[WRITTEN REQUEST] Exclude images, then output the remaining data verbatim.

::: INFORMATION SHOWN :::

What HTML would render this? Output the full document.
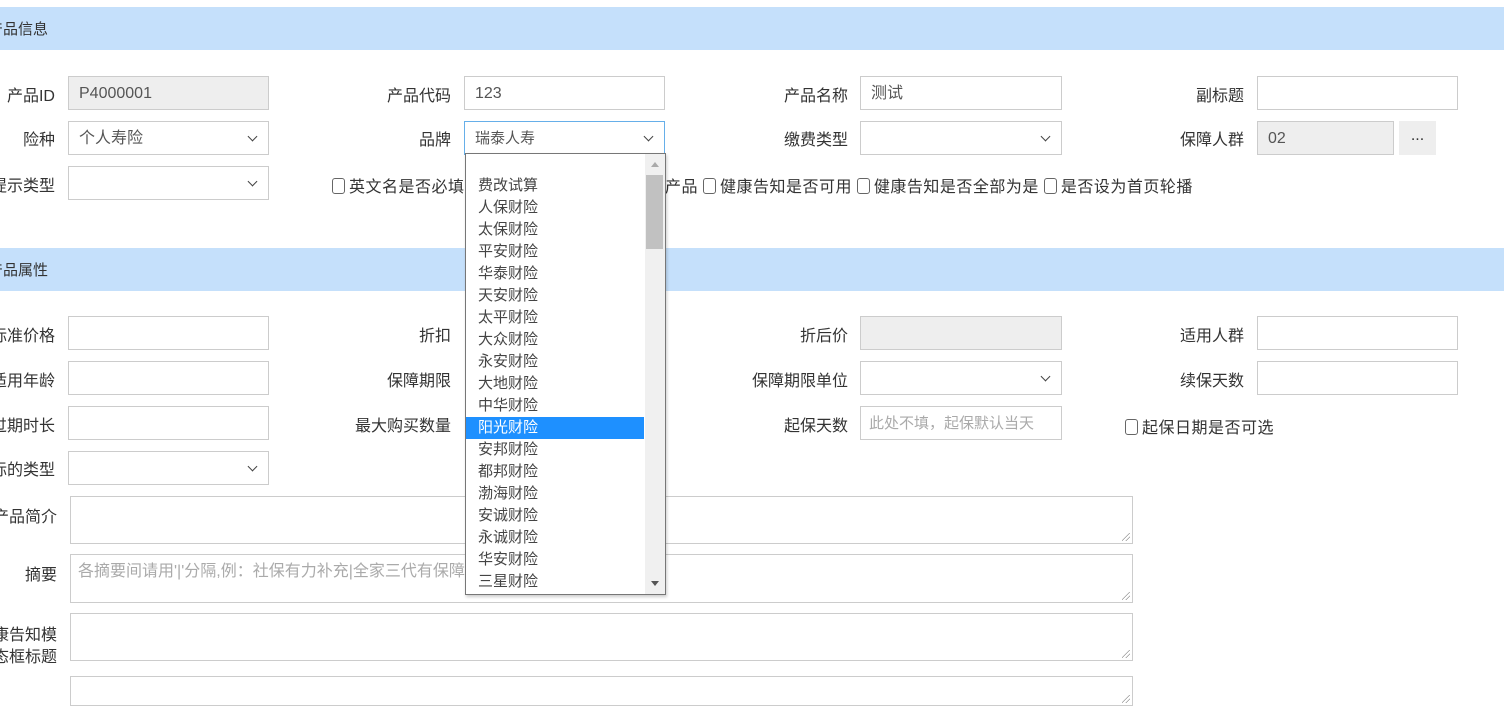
<!DOCTYPE html>
<html><head><meta charset="utf-8"><style>
*{box-sizing:border-box;margin:0;padding:0}
body{width:1504px;height:683px;overflow:hidden;background:#fff;position:relative;font-family:"Liberation Sans","Noto Sans CJK SC",sans-serif;font-size:16px;color:#333}
.bar{position:absolute;left:0;width:1504px;height:43px;background:#c5e0fb;line-height:43px}
.bar span{position:absolute;left:-12px;font-size:15px;top:1px}
.l{position:absolute;text-align:right;white-space:nowrap;line-height:20px}
.i{position:absolute;height:34px;border:1px solid #ccc;background:#fff;padding-left:10px;line-height:34px;color:#555}
.g{background:#eee}
.s::after{content:"";position:absolute;right:12px;top:11px;width:6px;height:6px;border-right:1.6px solid #444;border-bottom:1.6px solid #444;transform:rotate(45deg)}
.t{position:absolute;left:70px;width:1063px;border:1px solid #ccc;background:#fff}
.t::after{content:"";position:absolute;right:2px;bottom:2px;width:8px;height:8px;background:linear-gradient(135deg,transparent 45%,#999 46%,#999 52%,transparent 53%,transparent 70%,#999 71%,#999 77%,transparent 78%)}
.cb{position:absolute;white-space:nowrap;line-height:20px;letter-spacing:.5px}
.cb i{display:inline-block;width:13px;height:16px;border:1px solid #666;border-radius:3px;vertical-align:-2px;margin-right:4px}
.dd{position:absolute;left:465px;top:153px;width:201px;height:442px;border:1px solid #777;background:#fff;box-shadow:1px 2px 3px rgba(0,0,0,.2)}
.dd div.it{height:22px;line-height:22px;padding-left:12px;color:#444;font-size:15px}
.dd .sel{background:#1e90ff;color:#fff!important;width:178px}
.sb{position:absolute;right:0;top:0;width:20px;height:100%;background:#f0f0f0}
</style></head><body>
<div class="bar" style="top:7px"><span>产品信息</span></div>
<div class="l" style="right:1449px;top:87px">产品ID</div>
<div class="i g" style="left:68px;top:76px;width:201px">P4000001</div>
<div class="l" style="right:1053px;top:87px">产品代码</div>
<div class="i" style="left:464px;top:76px;width:201px">123</div>
<div class="l" style="right:656px;top:87px">产品名称</div>
<div class="i" style="left:860px;top:76px;width:202px">测试</div>
<div class="l" style="right:260px;top:87px">副标题</div>
<div class="i" style="left:1257px;top:76px;width:201px"></div>

<div class="l" style="right:1449px;top:131px">险种</div>
<div class="i s" style="left:68px;top:121px;width:201px">个人寿险</div>
<div class="l" style="right:1053px;top:131px">品牌</div>
<div class="i s" style="left:464px;top:121px;width:201px;border-color:#66afe9;font-size:15px">瑞泰人寿</div>
<div class="l" style="right:656px;top:131px">缴费类型</div>
<div class="i s" style="left:860px;top:121px;width:202px"></div>
<div class="l" style="right:260px;top:131px">保障人群</div>
<div class="i g" style="left:1257px;top:121px;width:137px">02</div>
<div style="position:absolute;left:1399px;top:121px;width:37px;height:34px;background:#eee;text-align:center;line-height:30px">...</div>

<div class="l" style="right:1449px;top:177px">提示类型</div>
<div class="i s" style="left:68px;top:166px;width:201px"></div>
<div class="cb" style="left:332px;top:178px"><i></i>英文名是否必填</div>
<div class="cb" style="left:665px;top:178px">产品 <i></i>健康告知是否可用 <i></i>健康告知是否全部为是 <i></i>是否设为首页轮播</div>

<div class="bar" style="top:248px"><span>产品属性</span></div>
<div class="l" style="right:1449px;top:327px">标准价格</div>
<div class="i" style="left:68px;top:316px;width:201px"></div>
<div class="l" style="right:1053px;top:327px">折扣</div>
<div class="l" style="right:656px;top:327px">折后价</div>
<div class="i g" style="left:860px;top:316px;width:202px"></div>
<div class="l" style="right:260px;top:327px">适用人群</div>
<div class="i" style="left:1257px;top:316px;width:201px"></div>

<div class="l" style="right:1449px;top:372px">适用年龄</div>
<div class="i" style="left:68px;top:361px;width:201px"></div>
<div class="l" style="right:1053px;top:372px">保障期限</div>
<div class="l" style="right:656px;top:372px">保障期限单位</div>
<div class="i s" style="left:860px;top:361px;width:202px"></div>
<div class="l" style="right:260px;top:372px">续保天数</div>
<div class="i" style="left:1257px;top:361px;width:201px"></div>

<div class="l" style="right:1449px;top:417px">过期时长</div>
<div class="i" style="left:68px;top:406px;width:201px"></div>
<div class="l" style="right:1053px;top:417px">最大购买数量</div>
<div class="l" style="right:656px;top:417px">起保天数</div>
<div class="i" style="left:860px;top:406px;width:202px;color:#aaa;padding-left:8px;font-size:15px">此处不填，起保默认当天</div>
<div class="cb" style="left:1125px;top:419px"><i></i>起保日期是否可选</div>

<div class="l" style="right:1449px;top:461px">标的类型</div>
<div class="i s" style="left:68px;top:451px;width:201px"></div>

<div class="l" style="right:1447px;top:508px">产品简介</div>
<div class="t" style="top:496px;height:48px"></div>
<div class="l" style="right:1447px;top:566px">摘要</div>
<div class="t" style="top:554px;height:49px;color:#aaa;padding:2px 7px">各摘要间请用'|'分隔,例：社保有力补充|全家三代有保障</div>
<div class="l" style="right:1447px;top:625px;line-height:22px">健康告知模<br>态框标题</div>
<div class="t" style="top:613px;height:48px"></div>
<div class="t" style="top:676px;height:30px"></div>

<div class="dd">
<div class="sb"><div style="position:absolute;left:1px;top:21px;width:17px;height:74px;background:#c1c1c1"></div>
<div style="position:absolute;left:6px;top:8px;border:4px solid transparent;border-bottom:5px solid #aaa;border-top:0"></div>
<div style="position:absolute;left:6px;bottom:8px;border:4px solid transparent;border-top:5px solid #555;border-bottom:0"></div></div>
<div class="it" style="height:21px"></div>
<div class="it">费改试算</div><div class="it">人保财险</div><div class="it">太保财险</div><div class="it">平安财险</div><div class="it">华泰财险</div><div class="it">天安财险</div><div class="it">太平财险</div><div class="it">大众财险</div><div class="it">永安财险</div><div class="it">大地财险</div><div class="it">中华财险</div><div class="it sel">阳光财险</div><div class="it">安邦财险</div><div class="it">都邦财险</div><div class="it">渤海财险</div><div class="it">安诚财险</div><div class="it">永诚财险</div><div class="it">华安财险</div><div class="it">三星财险</div>
</div>
</body></html>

:::

[FULL SOLUTION]
What HTML would render this? Output the full document.
<!DOCTYPE html>
<html><head><meta charset="utf-8"><style>
*{box-sizing:border-box;margin:0;padding:0}
body{width:1504px;height:683px;overflow:hidden;background:#fff;position:relative;font-family:"Liberation Sans","Noto Sans CJK SC",sans-serif;font-size:16px;color:#333}
.bar{position:absolute;left:0;width:1504px;height:43px;background:#c5e0fb;line-height:43px}
.bar span{position:absolute;left:-12px;font-size:15px;top:1px}
.l{position:absolute;text-align:right;white-space:nowrap;line-height:20px}
.i{position:absolute;height:34px;border:1px solid #ccc;background:#fff;padding-left:10px;line-height:34px;color:#555}
.g{background:#eee}
.s::after{content:"";position:absolute;right:12px;top:11px;width:6px;height:6px;border-right:1.6px solid #444;border-bottom:1.6px solid #444;transform:rotate(45deg)}
.t{position:absolute;left:70px;width:1063px;border:1px solid #ccc;background:#fff}
.t::after{content:"";position:absolute;right:2px;bottom:2px;width:8px;height:8px;background:linear-gradient(135deg,transparent 45%,#999 46%,#999 52%,transparent 53%,transparent 70%,#999 71%,#999 77%,transparent 78%)}
.cb{position:absolute;white-space:nowrap;line-height:20px;letter-spacing:.5px}
.cb i{display:inline-block;width:13px;height:16px;border:1px solid #666;border-radius:3px;vertical-align:-2px;margin-right:4px}
.dd{position:absolute;left:465px;top:153px;width:201px;height:442px;border:1px solid #777;background:#fff;box-shadow:1px 2px 3px rgba(0,0,0,.2)}
.dd div.it{height:22px;line-height:22px;padding-left:12px;color:#444;font-size:15px}
.dd .sel{background:#1e90ff;color:#fff!important;width:178px}
.sb{position:absolute;right:0;top:0;width:20px;height:100%;background:#f0f0f0}
</style></head><body>
<div class="bar" style="top:7px"><span>产品信息</span></div>
<div class="l" style="right:1449px;top:87px">产品ID</div>
<div class="i g" style="left:68px;top:76px;width:201px">P4000001</div>
<div class="l" style="right:1053px;top:87px">产品代码</div>
<div class="i" style="left:464px;top:76px;width:201px">123</div>
<div class="l" style="right:656px;top:87px">产品名称</div>
<div class="i" style="left:860px;top:76px;width:202px">测试</div>
<div class="l" style="right:260px;top:87px">副标题</div>
<div class="i" style="left:1257px;top:76px;width:201px"></div>

<div class="l" style="right:1449px;top:131px">险种</div>
<div class="i s" style="left:68px;top:121px;width:201px">个人寿险</div>
<div class="l" style="right:1053px;top:131px">品牌</div>
<div class="i s" style="left:464px;top:121px;width:201px;border-color:#66afe9;font-size:15px">瑞泰人寿</div>
<div class="l" style="right:656px;top:131px">缴费类型</div>
<div class="i s" style="left:860px;top:121px;width:202px"></div>
<div class="l" style="right:260px;top:131px">保障人群</div>
<div class="i g" style="left:1257px;top:121px;width:137px">02</div>
<div style="position:absolute;left:1399px;top:121px;width:37px;height:34px;background:#eee;text-align:center;line-height:30px">...</div>

<div class="l" style="right:1449px;top:177px">提示类型</div>
<div class="i s" style="left:68px;top:166px;width:201px"></div>
<div class="cb" style="left:332px;top:178px"><i></i>英文名是否必填</div>
<div class="cb" style="left:665px;top:178px">产品 <i></i>健康告知是否可用 <i></i>健康告知是否全部为是 <i></i>是否设为首页轮播</div>

<div class="bar" style="top:248px"><span>产品属性</span></div>
<div class="l" style="right:1449px;top:327px">标准价格</div>
<div class="i" style="left:68px;top:316px;width:201px"></div>
<div class="l" style="right:1053px;top:327px">折扣</div>
<div class="l" style="right:656px;top:327px">折后价</div>
<div class="i g" style="left:860px;top:316px;width:202px"></div>
<div class="l" style="right:260px;top:327px">适用人群</div>
<div class="i" style="left:1257px;top:316px;width:201px"></div>

<div class="l" style="right:1449px;top:372px">适用年龄</div>
<div class="i" style="left:68px;top:361px;width:201px"></div>
<div class="l" style="right:1053px;top:372px">保障期限</div>
<div class="l" style="right:656px;top:372px">保障期限单位</div>
<div class="i s" style="left:860px;top:361px;width:202px"></div>
<div class="l" style="right:260px;top:372px">续保天数</div>
<div class="i" style="left:1257px;top:361px;width:201px"></div>

<div class="l" style="right:1449px;top:417px">过期时长</div>
<div class="i" style="left:68px;top:406px;width:201px"></div>
<div class="l" style="right:1053px;top:417px">最大购买数量</div>
<div class="l" style="right:656px;top:417px">起保天数</div>
<div class="i" style="left:860px;top:406px;width:202px;color:#aaa;padding-left:8px;font-size:15px">此处不填，起保默认当天</div>
<div class="cb" style="left:1125px;top:419px"><i></i>起保日期是否可选</div>

<div class="l" style="right:1449px;top:461px">标的类型</div>
<div class="i s" style="left:68px;top:451px;width:201px"></div>

<div class="l" style="right:1447px;top:508px">产品简介</div>
<div class="t" style="top:496px;height:48px"></div>
<div class="l" style="right:1447px;top:566px">摘要</div>
<div class="t" style="top:554px;height:49px;color:#aaa;padding:2px 7px">各摘要间请用'|'分隔,例：社保有力补充|全家三代有保障</div>
<div class="l" style="right:1447px;top:625px;line-height:22px">健康告知模<br>态框标题</div>
<div class="t" style="top:613px;height:48px"></div>
<div class="t" style="top:676px;height:30px"></div>

<div class="dd">
<div class="sb"><div style="position:absolute;left:1px;top:21px;width:17px;height:74px;background:#c1c1c1"></div>
<div style="position:absolute;left:6px;top:8px;border:4px solid transparent;border-bottom:5px solid #aaa;border-top:0"></div>
<div style="position:absolute;left:6px;bottom:8px;border:4px solid transparent;border-top:5px solid #555;border-bottom:0"></div></div>
<div class="it" style="height:21px"></div>
<div class="it">费改试算</div><div class="it">人保财险</div><div class="it">太保财险</div><div class="it">平安财险</div><div class="it">华泰财险</div><div class="it">天安财险</div><div class="it">太平财险</div><div class="it">大众财险</div><div class="it">永安财险</div><div class="it">大地财险</div><div class="it">中华财险</div><div class="it sel">阳光财险</div><div class="it">安邦财险</div><div class="it">都邦财险</div><div class="it">渤海财险</div><div class="it">安诚财险</div><div class="it">永诚财险</div><div class="it">华安财险</div><div class="it">三星财险</div>
</div>
</body></html>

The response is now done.